I used to ask him, “how was your day?”

“Good.”

Not that helpful.

When he seemed grumpy or withdrawn, I’d ask him, “What’s going on?”

He’d feel interrogated…. No matter how gentle I’d thought I had sounded.

A mentor taught me to ask him

“What do you want me to know?”  

Most nights, we’ll go into the bathroom, swing open the big glass door, and step together onto the river rocks we had laid just for our nightly ablutions.  There are two shower heads -- essential, I think, when one of you loves scalding water like I do and the other likes it (in my opinion) tepid -- and showering together is a nice start to a sensual ritual… Or just a few minutes together before we fall into bed on those too-tired-to-even-snuggle nights.).  I’ll ask, “What do you want me to know?”  

We might’ve talked about our day in the kitchen or over dinner.  I might have heard the broad strokes.  But this is when we’ll share the deeper turns of the inner wheels.  This is where my relief map of his inner world gets its contours built up and carved down.  

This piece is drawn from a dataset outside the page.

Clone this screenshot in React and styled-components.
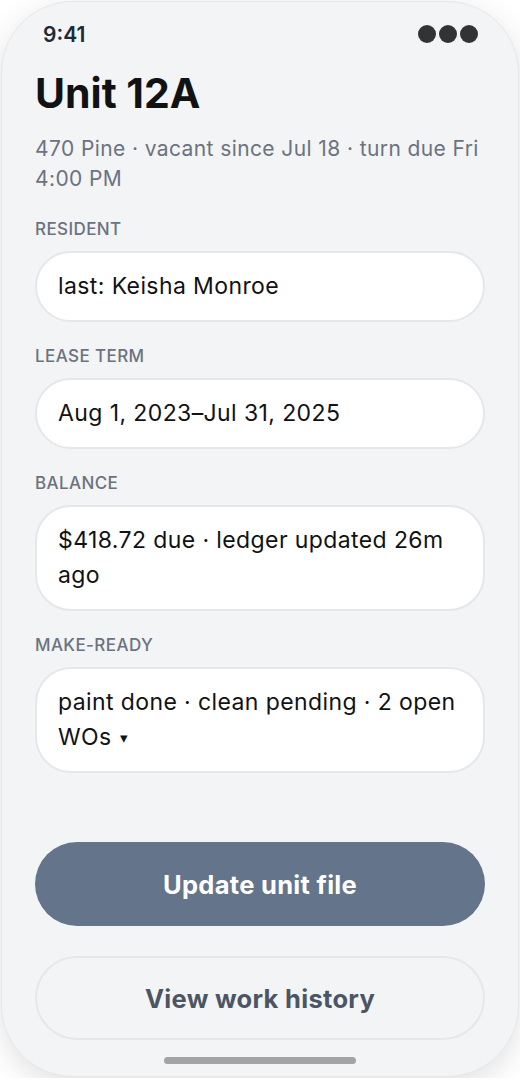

When I ask, “What do you want me to know?” it gives him room to say “just that I’m mulling some things over.  I’ll be ready to tell you more tomorrow.  And that I love you.”  

Way better to hear than, “NO… Nothing’s WRONG!”  or “Fine... how was yours?”  And more often, I do get more, because there’s space in which he can pour it.

What I want to know, every time I’m asking, is “Is there a space in your heart you want to invite me into?  May I be part of your world?  May I know you… really know you?”  

I know I’ve asked in a safe and inviting way

when the answer is “Yes.”

Certainly there are people in the world who don’t want to invite others into their hearts, don’t want to let their partners know them.  But for me, and for very nearly everyone I’ve worked with, I recognize the same truth:

It’s not that your partner WANTS to shut you out.  

I don’t mean to blame you (and I certainly didn’t want to hear this myself!) when I say this:

you’re more aggressive than you know.

Not just you.  It’s all of us.

But there's a way forward.  You can take this desire to hear more from your partner than you have been hearing, and turn it into a journey of self-discovery, of softening, and of skill-building.  You can become a brighter, sweeter, softer invitation… one your partner can’t resist opening up in response.  

By learning this simple question, you’ve already begun.